Al funerale ci saranno quasi 30mila persone. Ancora una volta il cuore granata è spezzato da una tragedia dopo le lacrime di Superga. Per incredibile ironia della sorte, quel Romero, che di Meroni era grande tifoso con tanto di poster in camera, ben 33 anni dopo, nel 2000, sarebbe diventato presidente del Torino portandolo peraltro fino al fallimento. Ha ucciso il Toro due volte, il commento spietato di molti.
La settimana dopo le esequie, il Torino affronta la Juventus nel derby della Mole. Nel silenzio di entrambe le tifoserie, un elicottero inonda il campo di fiori, che vengono raccolti sulla fascia destra dove giocava Gigi. Nestor Combin, che nei giorni precedenti era stato a letto con la febbre e non si era allenato, insiste per giocare. Voleva esserci assolutamente in memoria dell’amico.
E la partita con lui si infiamma. Lottando come una furia, segna su punizione al terzo minuto, raddoppia al settimo, e firma al quindicesimo della ripresa una tripletta. Il quarto gol è opera di Alberto Carelli, il nuovo numero 7 succeduto a Meroni. Ecco che quel bacio nella camera ardente, oltre che una testimonianza toccante di affetto e amicizia, viene immediatamente inteso come una sorta di passaggio di consegne e di infusione di forza, fra i due inseparabili giocatori torinisti, una interpretazione che contribuisce ad alimentare il mito della “farfalla granata”.
Sono passati 50 anni dalla scomparsa di Gigi Meroni e la sua stella brilla intatta di luce propria, ma rinnova anche un dolore e una ferita mai rimarginati nella tifoseria del Toro ed anche in chi ama il calcio di una volta, quello fatto a misura d’uomo e non di sponsor. Con quel ragazzo morto tragicamente nel pieno della giovinezza, se ne è andato infatti non solo un giocatore di grande talento ma anche una persona speciale che con la sua simpatia, le sue allegre stravaganze e il suo anticonformismo, aveva colpito una generazione.

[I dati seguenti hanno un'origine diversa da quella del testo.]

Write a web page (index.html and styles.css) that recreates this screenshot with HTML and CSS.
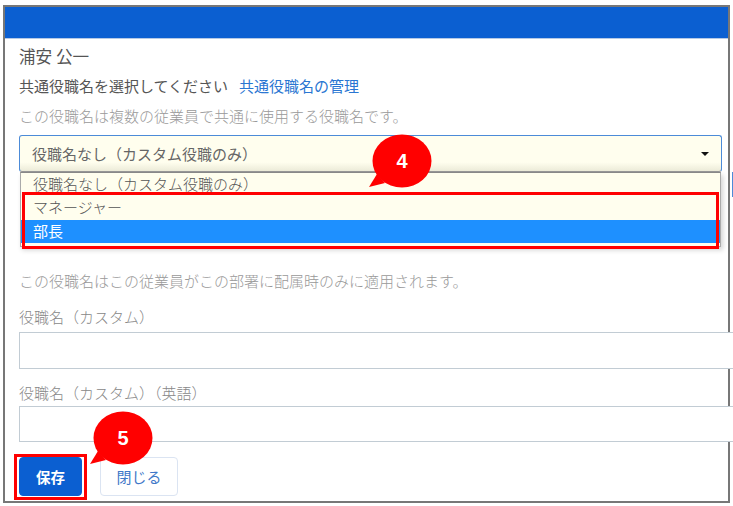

Come ha scritto giustamente Nando Della Chiesa, autore di un appassionato e passionale libro su di lui, “Gigi Meroni è stato tra i simboli di un’epoca, il simbolo di una certa bellissima idea di calcio. Per questo oggi il suo ricordo giganteggia. Per questo nessuno oggi immaginerebbe più di raccontare l’Italia degli anni sessanta, non solo calcistici, senza nominarlo”. Ecco perché la “farfalla granata” 50 anni dopo torna a volare come una volta, tra nostalgie struggenti ed emozioni indimenticabili. Quelle di chi ama il calcio.